# Tivo Network Advice needed



## Restorer (Jan 6, 2002)

Currently I have my Tivo networked via a 20m crossover cable and I get Pipex ADSL via a usb modem and XP dialup connection. 

Now, I have just signed up for Sky Broadband and found out the only equipment they provide is a wireless router which will need to plug into the ethernet socket now occupied by Tivo's crossover cable.

Does anyone know if I will be able to access Sky's broadband by simply reprogramming my usb modem with their details?

If I am forced to use their wireless router, what are the implications for my Tivo network: will my crossover cable work by plugging it into their router? If not what will I need to get Tivo hooked up?

Please use very simple language as this networking stuff does my head in big time.


----------



## cwaring (Feb 12, 2002)

Just plug the Tivo into the router using a standard network cable, NOT a cross-over, and set it up so that you can access your Tivo that way. The added bonus being that you can then access your Tivo from anywhere in the world via a web browser


----------



## Restorer (Jan 6, 2002)

Yeah I thought a crossover cable wouldn't work - trouble with this solution is the complicated routing of the current cable. It would be a lot of work (including decorating!) replacing it.

That's why I am anxious to know if there is any reason why Sky's adsl would not work through a normal adsl modem.


----------



## blindlemon (May 12, 2002)

Get a short crossover cable and a cable-connector and add them to one end of the cable you have - et voila! a long non-crossover cable 

As a side note, it may be worth trying your existing crossover cable as-is anyway, as most routers are self-sensing and will work with either.


----------



## BobBlueUK (Jan 4, 2002)

Restorer said:


> Does anyone know if I will be able to access Sky's broadband by simply reprogramming my usb modem with their details?

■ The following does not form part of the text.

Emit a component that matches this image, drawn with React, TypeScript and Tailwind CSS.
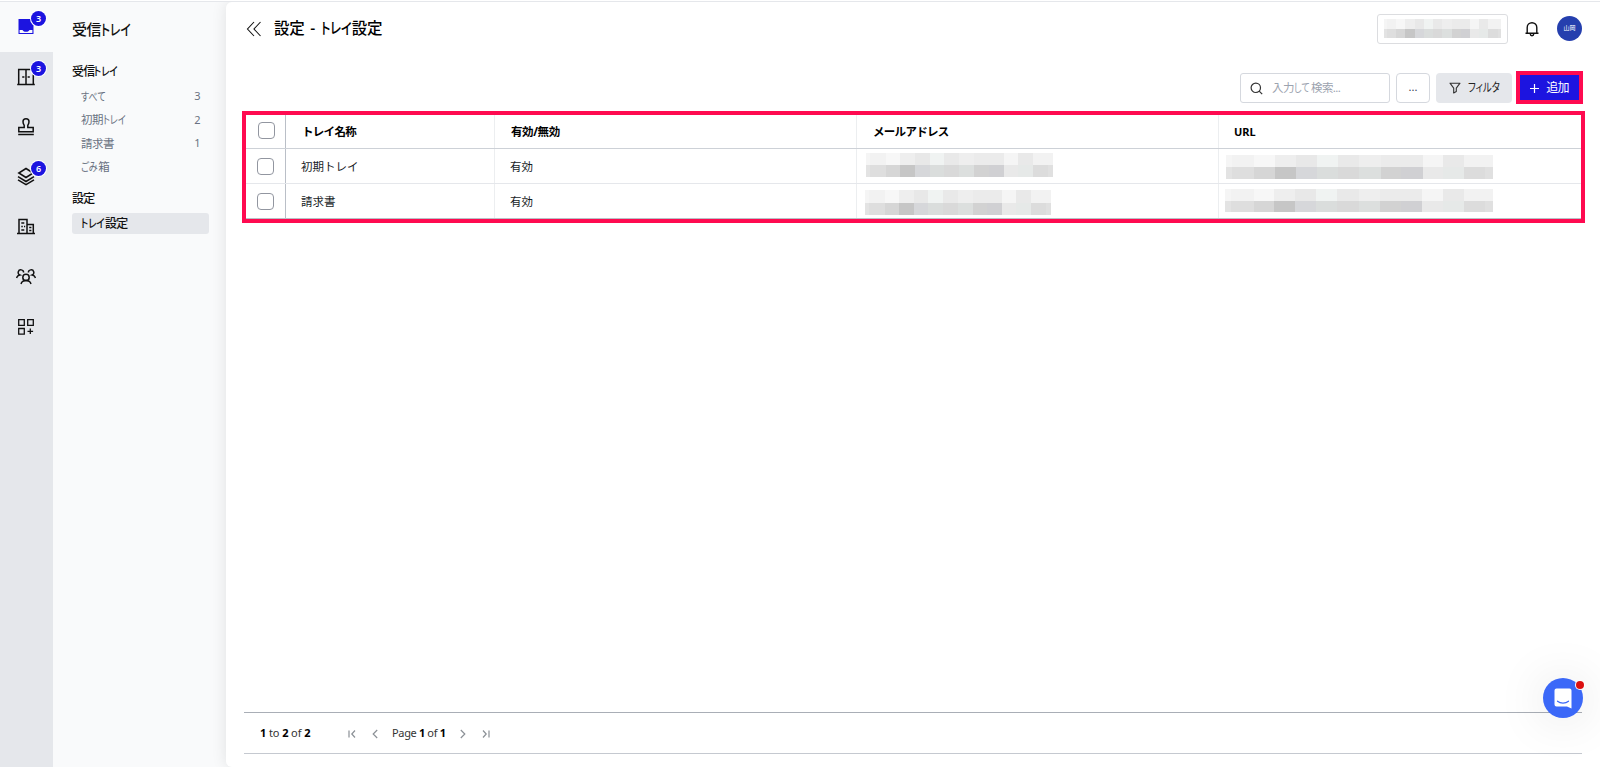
import type { ReactNode } from "react";
import clsx from "clsx";

const ROW_TOP = ["#f5f5f5", "#f2f2f2", "#f7f7f7", "#eeeeee", "#e8e8e8", "#f0f3f2", "#e9e9e9", "#eeeeee", "#ebebeb", "#ebebeb", "#f5f5f5", "#e9e9e9", "#f2f2f2", "#f2f2f2"];
const ROW_BOTTOM = ["#e3e3e3", "#dedede", "#d6d6d6", "#c6c6c6", "#d6d7da", "#dadddc", "#d9d9d9", "#dcdfde", "#d2d2d2", "#d0d0d3", "#e9e9e9", "#e6e9e8", "#dcdcdc", "#e0e0e0"];
const WIDTHS = [19, 66, 61, 64, 62, 63, 64, 64, 61, 64, 61, 63, 64, 23];

// Pixelated placeholder for private values
function Redacted({ className }: { className: string }) {
  return (
    <div className={clsx("flex flex-col", className)}>
      {[ROW_TOP, ROW_BOTTOM].map((colors, row) => (
        <div key={row} className="flex flex-1">
          {colors.map((color, i) => (
            <div key={i} style={{ flexGrow: WIDTHS[i], flexBasis: 0, backgroundColor: color }} />
          ))}
        </div>
      ))}
    </div>
  );
}

// Condenses kana runs, the way UI fonts do, and leaves the kanji at full width
function Label({ text }: { text: string }) {
  return (
    <span className="whitespace-pre">
      {text.split(/([\u3040-\u30ff]+)/).map((part, i) => {
        if (i % 2 === 0) return part;
        const em = /[\u30a0-\u30ff]/.test(part) ? 0.67 : 0.75;
        return (
          <span key={i} className="inline-block origin-left scale-x-[0.78] tracking-normal" style={{ width: `${part.length * em}em` }}>
            {part}
          </span>
        );
      })}
    </span>
  );
}

function RailIcon({ children }: { children: ReactNode }) {
  return (
    <svg width="20" height="20" viewBox="0 0 20 20" fill="none" stroke="#111" strokeWidth="1.5">
      {children}
    </svg>
  );
}

const railItems: { name: string; badge?: number; icon: ReactNode }[] = [
  {
    name: "inbox",
    badge: 3,
    icon: (
      <RailIcon>
        <path d="M2.500 2h15v15h-15z" fill="#1c14e0" stroke="none" />
        <path d="M3.600 12.900h2.800c.9 1.300 2.100 1.900 3.600 1.900s2.700-.6 3.600-1.900h2.800v3H3.600z" fill="#f9fafb" stroke="none" />
      </RailIcon>
    ),
  },
  {
    name: "rooms",
    badge: 3,
    icon: (
      <RailIcon>
        <path d="M2.700 17.500v-15h14.600v15M1.200 17.600h17.600M10 2.500v15M6.200 10h2.200M11.600 10h2.200" />
      </RailIcon>
    ),
  },
  {
    name: "stamp",
    icon: (
      <RailIcon>
        <path d="M2.800 14.800v-4.200h5.400V8.400C7.500 7.300 7 6.200 7 4.800a3 3 0 0 1 6 0c0 1.400-.5 2.500-1.200 3.600v2.200h5.400v4.200zM2.200 17.600h15.600" />
      </RailIcon>
    ),
  },
  {
    name: "documents",
    badge: 6,
    icon: (
      <RailIcon>
        <path d="M10 1.500 17.200 6 10 10.500 2.800 6zM2 9.600l8 4.900 8-4.900M2 12.800l8 4.900 8-4.900" />
      </RailIcon>
    ),
  },
  {
    name: "company",
    icon: (
      <RailIcon>
        <path d="M1 16.500h18M3 16.500v-14h8v14M11 7.500h6.300v9M5.300 6h3M5.300 9.500h1.500M5.300 13h3M8 9.500h1.200M13.200 10.500h2.200M13.200 13.400h2.200" />
      </RailIcon>
    ),
  },
  {
    name: "members",
    icon: (
      <RailIcon>
        <circle cx="10" cy="10.400" r="3.200" />
        <path d="M5 17c.6-2 2.300-3.400 5-3.400s4.400 1.400 5 3.400M7.600 5.600A2.700 2.700 0 1 0 3.800 8C2 8.300 1 9.300.5 11M12.400 5.600A2.700 2.700 0 1 1 16.200 8c1.800.3 2.800 1.300 3.300 3" />
      </RailIcon>
    ),
  },
  {
    name: "apps",
    icon: (
      <RailIcon>
        <path strokeWidth="1.300" d="M2.700 2.700h5.600v5.600H2.700zM11.700 2.700h5.600v5.600h-5.600zM2.700 11.500h5.600v5.600H2.700zM14.300 11.500v5.600M11.500 14.300h5.600" />
      </RailIcon>
    ),
  },
];

function Rail() {
  return (
    <nav className="flex w-[53px] shrink-0 flex-col bg-[#e5e7eb]">
      {railItems.map((item, i) => (
        <div key={item.name} className={clsx("relative flex h-[50px] items-center justify-center pr-[2px]", i === 0 && "bg-[#f9fafb]")}>
          {item.icon}
          {item.badge && (
            <span className="absolute top-[9px] left-[31px] flex h-[15px] w-[15px] items-center justify-center rounded-full bg-[#1c14e0] text-[9px] leading-none font-semibold text-white ring-1 ring-white">
              {item.badge}
            </span>
          )}
        </div>
      ))}
    </nav>
  );
}

const trays = [
  { label: "すべて", count: 3 },
  { label: "初期トレイ", count: 2 },
  { label: "請求書", count: 1 },
  { label: "ごみ箱" },
];

function Sidebar() {
  return (
    <aside className="w-[173px] shrink-0 bg-[#f9fafb] pr-[17px] pl-[19px] text-[#111]">
      <h1 className="mt-[15px] h-6 text-[15px] leading-6 font-medium tracking-[-0.600px]">
        <Label text="受信トレイ" />
      </h1>
      <h2 className="mt-[21px] h-5 text-[12px] leading-5 font-medium tracking-[-0.800px]">
        <Label text="受信トレイ" />
      </h2>
      <ul className="mt-[3px] text-[11.500px] tracking-[-0.500px] text-gray-500">
        {trays.map((tray) => (
          <li key={tray.label} className="flex h-[23.300px] items-center justify-between pr-[9px] pl-[9px]">
            <Label text={tray.label} />
            <span className="text-[11px]">{tray.count}</span>
          </li>
        ))}
      </ul>
      <h2 className="mt-[11px] h-5 text-[12px] leading-5 font-medium tracking-[-0.800px]">設定</h2>
      <div className="mt-1 flex h-[21px] items-center rounded-[3px] bg-[#e5e7eb] pl-[9px] text-[12px] font-medium tracking-[-0.800px]">
        <Label text="トレイ設定" />
      </div>
    </aside>
  );
}

function TopBar() {
  return (
    <header className="flex h-[53px] items-center justify-between pr-[18px] pl-[20px]">
      <div className="flex items-center">
        <svg width="16" height="16" viewBox="0 0 16 16" fill="none" stroke="#111" strokeWidth="1.100">
          <path d="M8 1 1.500 8 8 15M14.500 1 8 8l6.500 7" />
        </svg>
        <h2 className="-mt-px ml-[12px] text-[15.500px] leading-6 font-medium tracking-[-0.300px] text-black [word-spacing:2px]">
          <Label text="設定 - トレイ設定" />
        </h2>
      </div>
      <div className="flex items-center">
        <div className="flex h-[30px] w-[131px] items-center justify-center rounded-[3px] border border-[#dcdde0]">
          <Redacted className="h-[19px] w-[117px]" />
        </div>
        <svg className="ml-[16px]" width="16" height="16" viewBox="0 0 16 16" fill="none" stroke="#111" strokeWidth="1.400">
          <path d="M1.500 12.200h13M3.200 12V6.500a4.800 4.800 0 0 1 9.600 0V12M6.300 13a1.700 1.700 0 0 0 3.400 0" />
        </svg>
        <div className="ml-[17px] flex h-[25px] w-[25px] items-center justify-center rounded-full bg-[#253fae] pb-[2px] text-[6px] leading-none text-white">山岡</div>
      </div>
    </header>
  );
}

function Toolbar() {
  return (
    <div className="mt-[16px] flex h-[33px] items-center justify-end pr-[17px] text-[12px]">
      <div className="flex h-[30px] w-[150px] items-center rounded-[3px] border border-[#d5d8de] pt-px pl-[9px]">
        <svg width="13" height="13" viewBox="0 0 13 13" fill="none" stroke="#333" strokeWidth="1.200">
          <circle cx="5.800" cy="5.800" r="4.700" />
          <path d="m9.200 9.200 3 3" />
        </svg>
        <span className="ml-[9px] text-[11.500px] tracking-[-0.600px] text-[#9ca3af]">
          <Label text="入力して検索..." />
        </span>
      </div>
      <div className="ml-[6px] flex h-[30px] w-[34px] items-center justify-center rounded-[4px] border border-[#d5d8de] text-[11px] text-gray-700">...</div>
      <div className="ml-[6px] flex h-[30px] w-[76px] items-center rounded-[4px] bg-[#e5e7eb] pt-px pl-[13px] text-[#222]">
        <svg width="12" height="12" viewBox="0 0 12 12" fill="none" stroke="#333" strokeWidth="1.100" strokeLinejoin="round">
          <path d="M1 1.200h10L7.300 6.200v3.300l-2.600 1.500V6.200z" />
        </svg>
        <span className="ml-[7px]">
          <Label text="フィルタ" />
        </span>
      </div>
      <div className="ml-[4px] flex h-[33px] w-[67px] items-center justify-center border-4 border-[#ff0a50] bg-[#1c14e0] pt-px text-white">
        <svg width="9" height="9" viewBox="0 0 9 9" stroke="currentColor" strokeWidth="1.200">
          <path d="M4.500 0v9M0 4.500h9" />
        </svg>
        <span className="ml-[7px] text-[12px] tracking-[-0.800px]">追加</span>
      </div>
    </div>
  );
}

function Checkbox() {
  return <span className="block h-[17px] w-[17px] rounded-[4px] border border-[#9296a0] bg-white" />;
}

const rows = [
  {
    name: "初期トレイ",
    status: "有効",
    mail: <Redacted className="mt-[4px] ml-[9px] h-[24px] w-[187px]" />,
    url: <Redacted className="mt-[6px] ml-[7px] h-[24px] w-[267px]" />,
  },
  {
    name: "請求書",
    status: "有効",
    mail: <Redacted className="mt-[6px] ml-[8px] h-[25px] w-[186px]" />,
    url: <Redacted className="mt-[5px] ml-[6px] h-[23px] w-[268px]" />,
  },
];

function TrayTable() {
  return (
    <div className="mt-[7px] ml-[16px] h-[112px] w-[1343px] border-4 border-[#ff0a50] text-[11.500px] text-[#181d1f] [font-feature-settings:normal]">
      <div className="grid h-[34px] grid-cols-[40px_209px_362px_362px_1fr] border-b border-[#cdd1d7] font-bold text-black">
        <div className="flex items-center border-r border-[#babfc7] pl-[12px] pb-[2px]"><Checkbox /></div>
        <div className="flex items-center border-r border-[#eceef0] pt-px pl-[16px] tracking-[-0.700px]">トレイ名称</div>
        <div className="flex items-center border-r border-[#eceef0] pt-px pl-[16px] tracking-[-0.400px]">有効/無効</div>
        <div className="flex items-center border-r border-[#eceef0] pt-px pl-[16px] tracking-[-0.700px]">メールアドレス</div>
        <div className="flex items-center pt-px pl-[15px] text-[11px]">URL</div>
      </div>
      {rows.map((row) => (
        <div key={row.name} className="grid h-[35px] grid-cols-[40px_209px_362px_362px_1fr] border-b border-[#e5e7eb] last:border-[#babfc7]">
          <div className="flex items-center border-r border-[#babfc7] pl-[11px]"><Checkbox /></div>
          <div className="flex items-center border-r border-[#eceef0] pt-px pl-[15px]">{row.name}</div>
          <div className="flex items-center border-r border-[#eceef0] pt-px pl-[15px]">{row.status}</div>
          <div className="border-r border-[#eceef0]">{row.mail}</div>
          <div>{row.url}</div>
        </div>
      ))}
    </div>
  );
}

function Chevron({ d, className }: { d: string; className?: string }) {
  return (
    <svg className={className} width="8" height="10" viewBox="0 0 8 10" fill="none" stroke="#8b9096" strokeWidth="1.200">
      <path d={d} />
    </svg>
  );
}

function Pagination() {
  return (
    <footer className="mt-auto mr-[18px] mb-[13px] ml-[18px] flex h-[42px] items-center border-t border-b border-t-[#a9aeb6] border-b-[#c5c9d0] pt-px pl-[16px] text-[11px] tracking-[-0.100px] text-[#333] [&_b]:text-black">
      <span className="w-[88px] whitespace-nowrap"><b>1</b> to <b>2</b> of <b>2</b></span>
      <Chevron d="M1 1.500v7M7 1.500 3.800 5 7 8.500" />
      <Chevron className="ml-[15px]" d="M6.200 1 2.200 5l4 4" />
      <span className="ml-[13px] w-[54px] whitespace-nowrap tracking-[-0.350px]">Page <b>1</b> of <b>1</b></span>
      <Chevron className="ml-[13px]" d="M1.800 1l4 4-4 4" />
      <Chevron className="ml-[15px]" d="M1 1.500 4.200 5 1 8.500M7 1.500v7" />
    </footer>
  );
}

function ChatLauncher() {
  return (
    <div className="absolute top-[678px] left-[1543px] flex h-10 w-10 items-center justify-center rounded-full bg-[#3b68f8] shadow-[0_2px_50px_rgba(0,0,0,0.130)]">
      <svg className="-mt-px" width="20" height="22" viewBox="0 0 20 22" fill="none">
        <path d="M3.500 1.500h13a2 2 0 0 1 2 2v18l-4.500-2H3.500a2 2 0 0 1-2-2v-14a2 2 0 0 1 2-2z" fill="#fff" />
        <path d="M4.500 14.200c3 2.500 8 2.500 11 0" stroke="#3b68f8" strokeWidth="1.200" strokeLinecap="round" />
      </svg>
      <span className="absolute top-[3px] left-[33px] h-[8px] w-[8px] rounded-full bg-[#dc1010] ring-1 ring-white" />
    </div>
  );
}

export default function App() {
  return (
    <div className="relative flex h-[767px] w-[1600px] flex-col overflow-hidden bg-white font-['Noto_Sans','Noto_Sans_CJK_JP',sans-serif] [font-feature-settings:'palt']">
      <div className="mt-px h-px shrink-0 bg-[#e5e7eb]" />
      <div className="flex min-h-0 flex-1 bg-[#f9fafb]">
        <Rail />
        <Sidebar />
        <main className="flex min-w-0 flex-1 flex-col rounded-l-[6px] bg-white shadow-[0_0_15px_rgba(0,0,0,0.100)] [clip-path:inset(0_0_0_-20px)]">
          <TopBar />
          <Toolbar />
          <TrayTable />
          <Pagination />
        </main>
      </div>
      <ChatLauncher />
    </div>
  );
}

People have managed to use their old routers to connect to Sky, but to do so you first need to find out your Sky username/password from the Sky router. This involves upgrading the router to Netgear firmware (though I understand you can downgrade back to the Sky firmware again afterwards). More details in this thread at the Skyuser forum (idiot's guide to the firmware upgrade in this post).

Having said that, unless your old modem is capable of ADSL2+ you'll be limited to ADSL1 speeds (only a prob on Sky's Max connection). Technically Sky only allow you to use their router to connect so you'd also be breaking the rules.

Might be easier to follow blindlemon's advice!


----------



## BobBlueUK (Jan 4, 2002)

Sky's router is based on the Netgear DG834GT, and a bit of searching on that reveals that it does auto crossover detection so you should be able to plug in the crossover cable without worrying...


----------



## Restorer (Jan 6, 2002)

Great news - thanks for the tech info and thanks Bob for letting me know about what I'm sure will be a very useful forum.


----------



## Pugwash (May 23, 2003)

My router (not provided by sky) has auto-switching ports, so straight or crossover cables all work regardless. It's worth trying before you buy more bits.


----------



## Restorer (Jan 6, 2002)

Yep, thanks, here's hoping - should know within the week. At worst I hope I'll only need what Blindlemon suggested. After all the hassle I had routing the cable up walls behind bits of moulding and through the loft, I don't think I could face pulling it all out again just yet.


----------



## Restorer (Jan 6, 2002)

Well the nightmare has begun - just hope I can get my Tivo network back. But that is the least of my problems as I cannot get connected to the new router at all. Sky are sending another but I am not at all convinced this one is faulty. When I try the IP address of the router (192.168.0.1) I get the "page cannot be displayed" error in XP and "cannot connect to this server" in Firefox.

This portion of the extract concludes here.